# What you will do:
Please copy the lines below exactly, from the first one through the line showing "可以全部解压列表中的文件".

# Supplied material:
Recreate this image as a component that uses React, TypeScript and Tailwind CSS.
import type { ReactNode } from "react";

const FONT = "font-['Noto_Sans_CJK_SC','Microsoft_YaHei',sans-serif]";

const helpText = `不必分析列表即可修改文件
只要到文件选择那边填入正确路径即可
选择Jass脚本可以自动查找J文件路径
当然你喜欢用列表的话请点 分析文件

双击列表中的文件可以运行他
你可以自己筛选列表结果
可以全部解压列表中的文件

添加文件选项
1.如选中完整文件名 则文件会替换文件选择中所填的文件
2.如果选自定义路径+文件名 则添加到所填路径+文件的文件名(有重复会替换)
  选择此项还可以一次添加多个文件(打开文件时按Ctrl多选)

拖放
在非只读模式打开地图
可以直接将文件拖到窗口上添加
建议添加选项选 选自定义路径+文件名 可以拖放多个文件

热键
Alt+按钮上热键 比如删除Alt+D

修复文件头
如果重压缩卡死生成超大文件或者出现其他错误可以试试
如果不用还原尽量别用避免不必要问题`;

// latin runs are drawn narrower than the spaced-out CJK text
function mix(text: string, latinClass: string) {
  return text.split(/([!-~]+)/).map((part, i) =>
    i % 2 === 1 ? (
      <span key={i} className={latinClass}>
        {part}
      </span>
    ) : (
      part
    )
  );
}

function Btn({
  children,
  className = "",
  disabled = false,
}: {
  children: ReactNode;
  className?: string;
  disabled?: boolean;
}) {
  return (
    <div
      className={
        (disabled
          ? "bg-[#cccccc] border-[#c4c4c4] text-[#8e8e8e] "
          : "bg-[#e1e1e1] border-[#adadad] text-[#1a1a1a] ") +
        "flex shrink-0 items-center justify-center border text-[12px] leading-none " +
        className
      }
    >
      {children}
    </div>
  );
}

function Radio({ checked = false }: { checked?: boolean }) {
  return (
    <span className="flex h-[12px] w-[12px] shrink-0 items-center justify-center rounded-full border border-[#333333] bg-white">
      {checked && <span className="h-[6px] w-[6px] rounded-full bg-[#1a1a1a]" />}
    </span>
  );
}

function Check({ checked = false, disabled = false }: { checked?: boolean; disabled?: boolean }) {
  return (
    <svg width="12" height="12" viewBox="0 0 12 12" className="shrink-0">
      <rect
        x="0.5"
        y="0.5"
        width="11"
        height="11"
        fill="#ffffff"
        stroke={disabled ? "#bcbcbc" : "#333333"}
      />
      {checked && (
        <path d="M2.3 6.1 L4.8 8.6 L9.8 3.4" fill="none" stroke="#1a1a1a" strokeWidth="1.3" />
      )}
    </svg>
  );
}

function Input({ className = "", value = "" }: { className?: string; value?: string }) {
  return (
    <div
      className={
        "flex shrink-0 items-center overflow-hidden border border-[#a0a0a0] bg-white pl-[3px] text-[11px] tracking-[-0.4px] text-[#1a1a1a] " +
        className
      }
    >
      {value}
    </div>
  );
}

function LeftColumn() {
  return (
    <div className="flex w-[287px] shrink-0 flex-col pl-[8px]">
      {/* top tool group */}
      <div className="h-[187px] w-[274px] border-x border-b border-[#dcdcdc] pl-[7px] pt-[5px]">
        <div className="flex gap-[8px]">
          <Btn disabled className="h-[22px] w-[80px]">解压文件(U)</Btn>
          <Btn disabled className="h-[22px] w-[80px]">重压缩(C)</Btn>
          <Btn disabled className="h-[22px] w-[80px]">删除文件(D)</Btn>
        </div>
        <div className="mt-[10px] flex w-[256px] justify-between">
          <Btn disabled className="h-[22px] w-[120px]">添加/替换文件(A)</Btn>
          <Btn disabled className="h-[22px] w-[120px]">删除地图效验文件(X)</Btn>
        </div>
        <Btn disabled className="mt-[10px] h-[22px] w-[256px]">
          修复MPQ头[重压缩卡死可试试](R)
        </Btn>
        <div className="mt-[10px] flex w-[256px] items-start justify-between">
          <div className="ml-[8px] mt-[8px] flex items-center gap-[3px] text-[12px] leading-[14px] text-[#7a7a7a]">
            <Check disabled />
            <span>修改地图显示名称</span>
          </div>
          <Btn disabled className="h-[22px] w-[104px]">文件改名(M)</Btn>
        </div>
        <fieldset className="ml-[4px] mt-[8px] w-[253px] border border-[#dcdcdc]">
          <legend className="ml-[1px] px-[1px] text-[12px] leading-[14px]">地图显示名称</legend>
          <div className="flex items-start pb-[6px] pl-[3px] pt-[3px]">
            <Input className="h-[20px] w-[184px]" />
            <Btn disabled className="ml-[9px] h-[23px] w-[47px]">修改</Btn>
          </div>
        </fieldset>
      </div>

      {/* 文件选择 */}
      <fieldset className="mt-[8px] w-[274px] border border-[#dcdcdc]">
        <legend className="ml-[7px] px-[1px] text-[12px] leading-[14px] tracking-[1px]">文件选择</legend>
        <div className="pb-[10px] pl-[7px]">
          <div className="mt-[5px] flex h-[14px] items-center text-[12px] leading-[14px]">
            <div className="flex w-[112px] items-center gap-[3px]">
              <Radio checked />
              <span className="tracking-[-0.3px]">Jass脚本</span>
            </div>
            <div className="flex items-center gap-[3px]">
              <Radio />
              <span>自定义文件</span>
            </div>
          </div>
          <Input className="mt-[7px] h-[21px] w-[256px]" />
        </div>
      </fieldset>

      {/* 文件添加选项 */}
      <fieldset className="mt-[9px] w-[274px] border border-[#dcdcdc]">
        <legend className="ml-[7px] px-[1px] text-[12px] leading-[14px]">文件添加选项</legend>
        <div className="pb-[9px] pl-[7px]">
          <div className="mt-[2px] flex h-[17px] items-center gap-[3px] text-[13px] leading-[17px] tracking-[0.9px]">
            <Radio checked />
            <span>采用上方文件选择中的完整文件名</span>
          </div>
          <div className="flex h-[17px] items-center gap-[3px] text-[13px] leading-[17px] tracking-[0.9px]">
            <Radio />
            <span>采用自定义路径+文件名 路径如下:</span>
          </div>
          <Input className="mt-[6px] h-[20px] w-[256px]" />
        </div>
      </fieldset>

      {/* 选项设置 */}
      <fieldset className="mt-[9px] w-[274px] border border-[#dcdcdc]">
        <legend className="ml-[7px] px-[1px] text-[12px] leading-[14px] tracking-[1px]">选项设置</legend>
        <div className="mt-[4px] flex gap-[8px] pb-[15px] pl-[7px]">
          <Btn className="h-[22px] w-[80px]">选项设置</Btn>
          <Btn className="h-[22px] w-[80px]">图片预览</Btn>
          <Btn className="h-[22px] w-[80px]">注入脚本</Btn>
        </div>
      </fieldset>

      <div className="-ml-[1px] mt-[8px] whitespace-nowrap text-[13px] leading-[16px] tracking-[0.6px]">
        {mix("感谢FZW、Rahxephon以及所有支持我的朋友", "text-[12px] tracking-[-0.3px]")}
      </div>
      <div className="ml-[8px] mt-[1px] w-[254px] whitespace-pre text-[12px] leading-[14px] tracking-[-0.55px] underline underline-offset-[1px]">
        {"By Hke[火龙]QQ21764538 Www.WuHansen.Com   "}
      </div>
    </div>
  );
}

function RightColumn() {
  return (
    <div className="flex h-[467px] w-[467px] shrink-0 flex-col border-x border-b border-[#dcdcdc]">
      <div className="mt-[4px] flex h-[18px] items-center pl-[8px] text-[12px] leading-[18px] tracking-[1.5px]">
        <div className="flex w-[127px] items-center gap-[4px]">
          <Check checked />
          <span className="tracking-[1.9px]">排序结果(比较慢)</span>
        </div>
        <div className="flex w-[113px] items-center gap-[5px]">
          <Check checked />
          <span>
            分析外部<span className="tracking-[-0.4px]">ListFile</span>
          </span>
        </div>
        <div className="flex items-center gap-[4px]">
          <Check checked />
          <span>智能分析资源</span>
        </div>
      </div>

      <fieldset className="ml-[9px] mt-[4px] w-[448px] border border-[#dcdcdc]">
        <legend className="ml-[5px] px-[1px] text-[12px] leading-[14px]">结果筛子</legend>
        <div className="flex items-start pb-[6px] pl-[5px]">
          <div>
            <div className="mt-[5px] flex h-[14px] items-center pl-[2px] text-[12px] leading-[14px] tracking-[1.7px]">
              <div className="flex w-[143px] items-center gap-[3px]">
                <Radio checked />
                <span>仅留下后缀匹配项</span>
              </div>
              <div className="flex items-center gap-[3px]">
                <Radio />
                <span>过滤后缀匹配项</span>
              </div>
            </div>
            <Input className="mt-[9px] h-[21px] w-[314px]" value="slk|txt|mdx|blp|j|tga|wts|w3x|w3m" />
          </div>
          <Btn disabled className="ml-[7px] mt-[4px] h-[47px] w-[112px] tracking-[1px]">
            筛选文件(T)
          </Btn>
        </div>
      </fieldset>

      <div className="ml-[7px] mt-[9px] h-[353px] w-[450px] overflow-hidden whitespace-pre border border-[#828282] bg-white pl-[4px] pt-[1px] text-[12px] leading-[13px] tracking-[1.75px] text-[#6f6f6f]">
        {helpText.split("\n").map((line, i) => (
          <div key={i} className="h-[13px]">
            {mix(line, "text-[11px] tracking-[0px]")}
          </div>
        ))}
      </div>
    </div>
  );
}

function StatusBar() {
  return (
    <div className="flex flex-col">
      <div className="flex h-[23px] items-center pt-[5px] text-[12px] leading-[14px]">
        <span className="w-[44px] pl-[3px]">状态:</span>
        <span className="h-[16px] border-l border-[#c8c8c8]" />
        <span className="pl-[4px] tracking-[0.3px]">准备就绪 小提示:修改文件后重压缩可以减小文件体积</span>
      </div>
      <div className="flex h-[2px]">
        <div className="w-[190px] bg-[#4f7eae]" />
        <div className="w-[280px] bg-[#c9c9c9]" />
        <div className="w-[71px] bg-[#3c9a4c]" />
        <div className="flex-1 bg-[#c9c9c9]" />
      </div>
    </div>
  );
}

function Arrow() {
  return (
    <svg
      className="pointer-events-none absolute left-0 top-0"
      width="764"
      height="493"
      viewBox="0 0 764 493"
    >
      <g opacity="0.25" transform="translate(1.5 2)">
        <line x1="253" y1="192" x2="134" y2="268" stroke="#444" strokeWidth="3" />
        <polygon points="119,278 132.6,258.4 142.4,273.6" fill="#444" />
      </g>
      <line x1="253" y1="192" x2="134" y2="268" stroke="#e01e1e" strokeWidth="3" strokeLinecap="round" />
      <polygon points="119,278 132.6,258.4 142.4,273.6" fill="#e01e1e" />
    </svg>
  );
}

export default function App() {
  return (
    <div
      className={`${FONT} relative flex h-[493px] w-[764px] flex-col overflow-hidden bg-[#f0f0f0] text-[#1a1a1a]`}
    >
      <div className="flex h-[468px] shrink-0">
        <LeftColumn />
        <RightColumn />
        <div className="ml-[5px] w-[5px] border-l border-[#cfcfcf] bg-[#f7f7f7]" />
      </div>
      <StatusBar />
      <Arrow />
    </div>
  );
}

# Solution:
Recreate this image as a component that uses React, TypeScript and Tailwind CSS.
import type { ReactNode } from "react";

const FONT = "font-['Noto_Sans_CJK_SC','Microsoft_YaHei',sans-serif]";

const helpText = `不必分析列表即可修改文件
只要到文件选择那边填入正确路径即可
选择Jass脚本可以自动查找J文件路径
当然你喜欢用列表的话请点 分析文件

双击列表中的文件可以运行他
你可以自己筛选列表结果
可以全部解压列表中的文件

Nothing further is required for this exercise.